After a first-day blur of rare quick action and agreement, negotiators at a critical United Nations climate summit finished their first week Wednesday in a more familiar place: the murky middle where momentum and roadblocks intertwine.
“Negotiations ... are a mixed picture right now. We see big differences between individual states in some areas,” German climate envoy Jennifer Morgan said, “but there is a will to make progress.”
U.S. Special Envoy John Kerry, said, “We have done a lot in this first week, and we’ve accomplished real things.”
Proponents who are calling for a ground-shifting phase-out of fossil fuels such as oil, gas and coal have hope for the first time in years, but also see where the possibility could be torpedoed. Key issues of financial help for poor nations to decarbonize and how to adapt to warming need much more work, officials said.

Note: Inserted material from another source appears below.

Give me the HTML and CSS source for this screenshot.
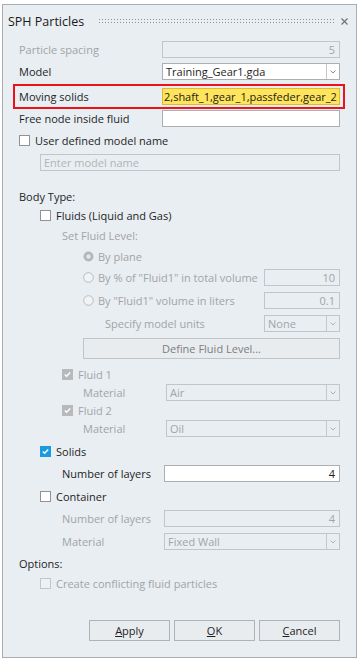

That contrasts with the first day when the conference — called COP28 — put into effect a climate compensation fund and started seeing its coffers grow to more than $720 million.
U.N. Climate Secretary Simon Stiell on Wednesday warned against putting “a tick on the box" for that victory and thinking it solves the multitrillion-dollar problem of financial aid that's needed to help cut emissions worldwide.
“We need COP to deliver a bullet train to speed up climate action. We currently have an old caboose chugging over rickety tracks,” Stiell said.
Adnan Amin, the No. 2 official in the COP and a veteran U.N. diplomat, was a bit more optimistic, saying all negotiations have ups and downs. This one, he said, is in that time when “there's still a buzz. There's still positivity.”
Discussions have been focused on the so-called Global Stocktake — a status of where nations are with meeting their climate goals to limit warming to 1.5 degrees Celsius (2.7 degrees Fahrenheit) compared with pre-industrial times and how they can get there. On Tuesday, negotiators produced a new draft of the text, but it had so many possibilities in its 24 pages that it didn’t give much of a hint of what will be agreed upon when the session ends next week.
Negotiators for 197 countries are going over the document word by word to see what they can live with and what they can't, Amin said. “They have so many demands and needs. But I think it provides a very good basis for moving forward.”
Cedric Schuster, the chair of the Association of Small Island States, said failing on the Global Stocktake would “make it significantly more difficult to leave this COP saying we can achieve the 1.5 C limit.” He said major emitters and developed countries need to take the lead and ramp up efforts to phase out fossil fuels.
"If we fail, the consequences will be catastrophic,” he said.
While U.N. officials highlight worries about finance and adaptation, many at the Dubai conference are focused on language about what to do about fossil fuels. Burning coal, oil and natural gas are the chief causes of climate change. For the first time in nearly three decades of talks, the idea of getting rid of all three of them is on the agenda and a serious possibility.
“We have seen options about fossil fuel phase-out in the text. And while it’s historic to have them, they’re not enough,” said environmental activist Romain Ioualalen of Oil Change International. He pointed to 106 nations signing a document calling for a phase-out, which was mentioned by many world leaders when they made speeches in the first few days.
“The situation we’re in right now, it was unthinkable just three COPs ago to have these debates on the phase-out of all fossil fuels,” Ioualalen said. “There’s definitely momentum in the conversation. There’s definitely opposition, of course. And that’s what’s to be expected. But that’s what we need to solve.
“We've never been closer to an agreement for sure,” he said.